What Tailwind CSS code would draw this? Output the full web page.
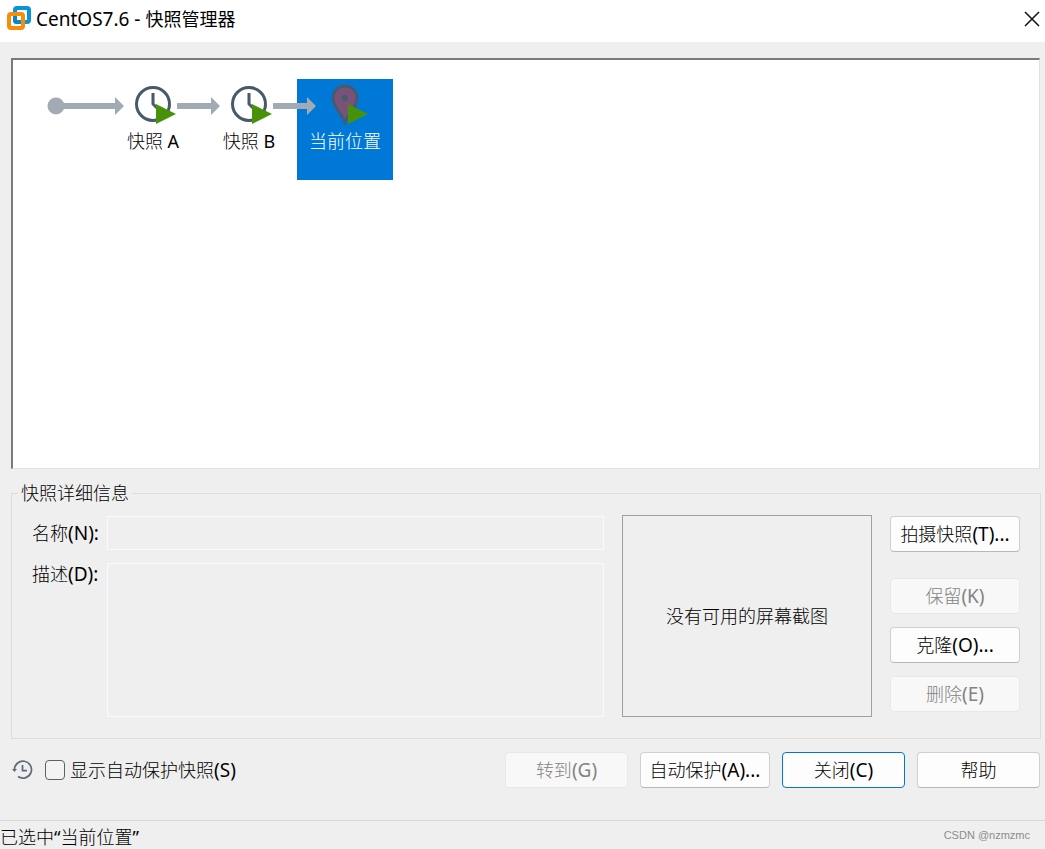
<!DOCTYPE html>
<html lang="zh-CN">
<head>
  <meta charset="UTF-8">
  <meta name="viewport" content="width=device-width, initial-scale=1.0">
  <title>CentOS7.6 - 快照管理器</title>
  <script src="https://cdn.jsdelivr.net/npm/@tailwindcss/browser@4"></script>
</head>
<body class="flex min-h-screen flex-col bg-[#efefef] font-['Noto_Sans','Noto_Sans_CJK_SC',sans-serif] text-[18px] font-light leading-6 text-black">

  <!-- Title bar -->
  <header class="flex h-[42px] items-center bg-white pb-1 pl-[6px] pr-[3px]">
    <svg class="h-[26px] w-[26px] shrink-0" viewBox="0 0 26 26" fill="none" stroke-width="4">
      <rect x="9" y="2" width="14" height="14" rx="2" stroke="#0795d8"/>
      <rect x="3" y="8" width="14" height="14" rx="2" stroke="#f78e0a"/>
      <path d="M9 10V14q0 2 2 2H15" stroke="#0b87c8"/>
    </svg>
    <h1 class="ml-1 flex-1 font-normal"><span class="text-[19px]">CentOS7.6 - </span>快照管理器</h1>
    <button type="button" aria-label="关闭窗口" class="flex h-5 w-5 items-center justify-center">
      <svg class="h-4 w-4" viewBox="0 0 16 16" stroke="#111" stroke-width="1.500"><path d="M1 1l14 14M15 1L1 15"/></svg>
    </button>
  </header>

  <main class="flex flex-1 flex-col pl-[11px] pr-[5px] pt-4">
    <!-- Snapshot tree -->
    <section class="flex min-h-64 flex-1 border-b border-l-2 border-r border-t-2 border-b-[#e0e0e0] border-l-[#7b7b7b] border-r-[#e0e0e0] border-t-[#7b7b7b] bg-white pl-[92px] pt-[19px]">
      <div class="flex h-[101px] w-24 flex-col items-center">
        <svg class="h-[50px] w-24 shrink-0 overflow-visible" viewBox="0 0 96 50">
          <circle cx="-49" cy="27" r="8.500" fill="#a2abb3"/>
          <path d="M-49 24H10V18L19 27L10 36V30H-49z" fill="#a2abb3"/>
          <circle cx="48" cy="25" r="16.500" fill="none" stroke="#485a67" stroke-width="3"/>
          <path d="M48 14v11l5 5" fill="none" stroke="#485a67" stroke-width="3"/>
          <path d="M51 25v20l20-10z" fill="#479209"/>
        </svg>
        <span>快照 <span class="font-normal">A</span></span>
      </div>
      <div class="flex h-[101px] w-24 flex-col items-center">
        <svg class="h-[50px] w-24 shrink-0 overflow-visible" viewBox="0 0 96 50">
          <path d="M-24 24H10V18L19 27L10 36V30H-24z" fill="#a2abb3"/>
          <circle cx="48" cy="25" r="16.500" fill="none" stroke="#485a67" stroke-width="3"/>
          <path d="M48 14v11l5 5" fill="none" stroke="#485a67" stroke-width="3"/>
          <path d="M51 25v20l20-10z" fill="#479209"/>
        </svg>
        <span>快照 <span class="font-normal">B</span></span>
      </div>
      <div class="flex h-[101px] w-24 flex-col items-center bg-[#0078d7] text-white">
        <svg class="h-[50px] w-24 shrink-0 overflow-visible" viewBox="0 0 96 50">
          <path d="M-24 24H10V18L19 27L10 36V30H-24z" fill="#a2abb3"/>
          <path d="M48 43C45 35 36 28 36 19a12 12 0 0 1 24 0C60 28 51 35 48 43z" fill="#7b5277" stroke="#445b72" stroke-width="3"/>
          <circle cx="48" cy="19" r="3" fill="#445b72"/>
          <path d="M51 25v20l20-10z" fill="#479209"/>
        </svg>
        <span>当前位置</span>
      </div>
    </section>

    <!-- Snapshot details -->
    <fieldset class="-mr-px mt-3 flex gap-[18px] border border-[#dcdcdc] pb-[21px] pl-5 pr-5 pt-[10px]">
      <legend class="-ml-[14px] px-[3px]">快照详细信息</legend>
      <div class="grid flex-1 grid-cols-[75px_1fr] grid-rows-[34px_1fr] gap-y-[13px] pt-px">
        <label for="name" class="pt-[5px]">名称<span class="text-[19px] font-normal">(N):</span></label>
        <input id="name" type="text" disabled class="w-full min-w-0 border border-[#fafafa]">
        <label for="desc" class="-mt-px">描述<span class="text-[19px] font-normal">(D):</span></label>
        <textarea id="desc" disabled class="w-full resize-none border border-[#fafafa]"></textarea>
      </div>
      <div class="flex h-[202px] w-[250px] items-center justify-center border border-[#a0a0a0]">没有可用的屏幕截图</div>
      <div class="flex w-[130px] flex-col gap-[13px] pt-px">
        <button type="button" class="mb-[13px] h-9 rounded border border-[#d0d0d0] border-b-[#b8b8b8] bg-[#fdfdfd]">拍摄快照<span class="text-[19px] font-normal">(T)...</span></button>
        <button type="button" disabled class="h-9 rounded border border-[#e8e8e8] bg-[#f8f8f8] text-[#838383]">保留<span class="text-[19px] font-normal">(K)</span></button>
        <button type="button" class="h-9 rounded border border-[#d0d0d0] border-b-[#b8b8b8] bg-[#fdfdfd]">克隆<span class="text-[19px] font-normal">(O)...</span></button>
        <button type="button" disabled class="h-9 rounded border border-[#e8e8e8] bg-[#f8f8f8] text-[#838383]">删除<span class="text-[19px] font-normal">(E)</span></button>
      </div>
    </fieldset>

    <!-- Actions -->
    <div class="mb-8 mt-[13px] flex items-center gap-3">
      <svg class="h-[22px] w-[22px]" viewBox="0 0 22 22" fill="none" stroke="#5f6c78" stroke-width="1.750">
        <path d="M3.500 11a8.500 8.500 0 1 1 3.500 6.500M11.500 6v5.500H16"/>
        <path d="M1 10h5l-2.500 3z" fill="#5f6c78" stroke="none"/>
      </svg>
      <label class="mr-auto flex items-center gap-[5px]">
        <input type="checkbox" class="h-5 w-5 appearance-none rounded border border-[#606060] bg-[#f3f3f3]">
        <span>显示自动保护快照<span class="text-[19px] font-normal">(S)</span></span>
      </label>
      <button type="button" disabled class="h-9 w-[123px] rounded border border-[#e8e8e8] bg-[#f8f8f8] text-[#838383]">转到<span class="text-[19px] font-normal">(G)</span></button>
      <button type="button" class="h-9 w-[130px] rounded border border-[#d0d0d0] border-b-[#b8b8b8] bg-[#fdfdfd]">自动保护<span class="text-[19px] font-normal">(A)...</span></button>
      <button type="button" class="h-9 w-[123px] rounded border border-[#0078d4] bg-[#fdfdfd]">关闭<span class="text-[19px] font-normal">(C)</span></button>
      <button type="button" class="h-9 w-[123px] rounded border border-[#d0d0d0] border-b-[#b8b8b8] bg-[#fdfdfd]">帮助</button>
    </div>
  </main>

  <!-- Status bar -->
  <footer class="flex h-[29px] items-center justify-between border-t border-[#d7d7d7] pr-[15px]">
    <span class="pt-[3px]">已选中<span class="font-normal">“</span>当前位置<span class="font-normal">”</span></span>
    <span class="font-['Liberation_Sans',sans-serif] text-[11px] font-normal text-[#8c8c8c]">CSDN @nzmzmc</span>
  </footer>

</body>
</html>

__________

**Job:** Copy nothing but the lines from the top of the material through the line holding "min-h-screen flex-col bg-[#efefef]", exactly as written; omit pictures.

**Completed task:**
What Tailwind CSS code would draw this? Output the full web page.
<!DOCTYPE html>
<html lang="zh-CN">
<head>
  <meta charset="UTF-8">
  <meta name="viewport" content="width=device-width, initial-scale=1.0">
  <title>CentOS7.6 - 快照管理器</title>
  <script src="https://cdn.jsdelivr.net/npm/@tailwindcss/browser@4"></script>
</head>
<body class="flex min-h-screen flex-col bg-[#efefef] font-['Noto_Sans','Noto_Sans_CJK_SC',sans-serif] text-[18px] font-light leading-6 text-black">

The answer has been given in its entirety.